The transition infants make from understanding language to using language is a major developmental milestone. But getting to that point is a significant challenge: a typical child understands more than fifty words before they even begin to produce their first, and can parse complex grammatical sentences before being able to produce holographic two word phrases. This gap between comprehension and production exists because language production involves the coordination and overlap of a series of complex cognitive processes. To produce a sentence, speakers need to coordinate retrieving the correct words from memory and imposing a linear order on them, so their utterance is both grammatical and also conveys their intended message. Surprisingly, we don’t know much about how children cross this production gap. There has been a lot of work looking at how children learn the words and grammar of their language (funnily enough, by focusing on their production).

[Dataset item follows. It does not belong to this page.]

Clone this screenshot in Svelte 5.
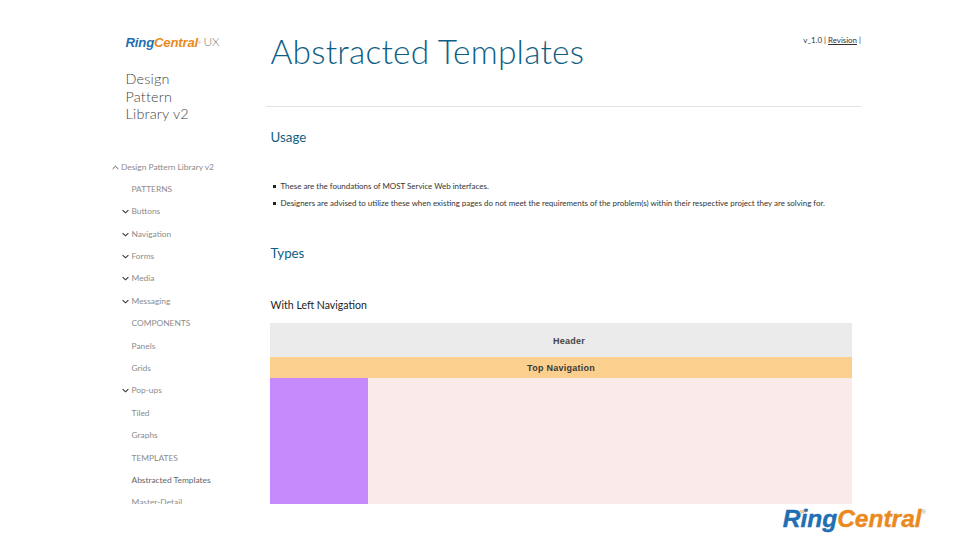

Similarly, complex models have been developed to explain how speakers produce words and sentences. But very little work has actually combined these two fields to investigate how the mechanisms underlying children’s production system develops. In this talk, I will present two eyetracking experiments asking whether preschoolers formulate their utterances in the same way as adults. To do this, we tracked their eye movements as they described simple pictures. Specifically, we asked two separate but related questions: 1) what strategy do children use to guide sentence formulation and is this the same as adults, and 2) what online processes do children use during sentence production, and are these the same as adults? To answer these questions, we analysed how children and adults inspected the pictures before speaking – telling us about the strategies they used to guide sentence formulation – and also how they inspected the pictures whilst speaking – telling us about the online processes during sentence production. Overall, our results suggest that preschoolers and adults formulate their utterances in similar ways.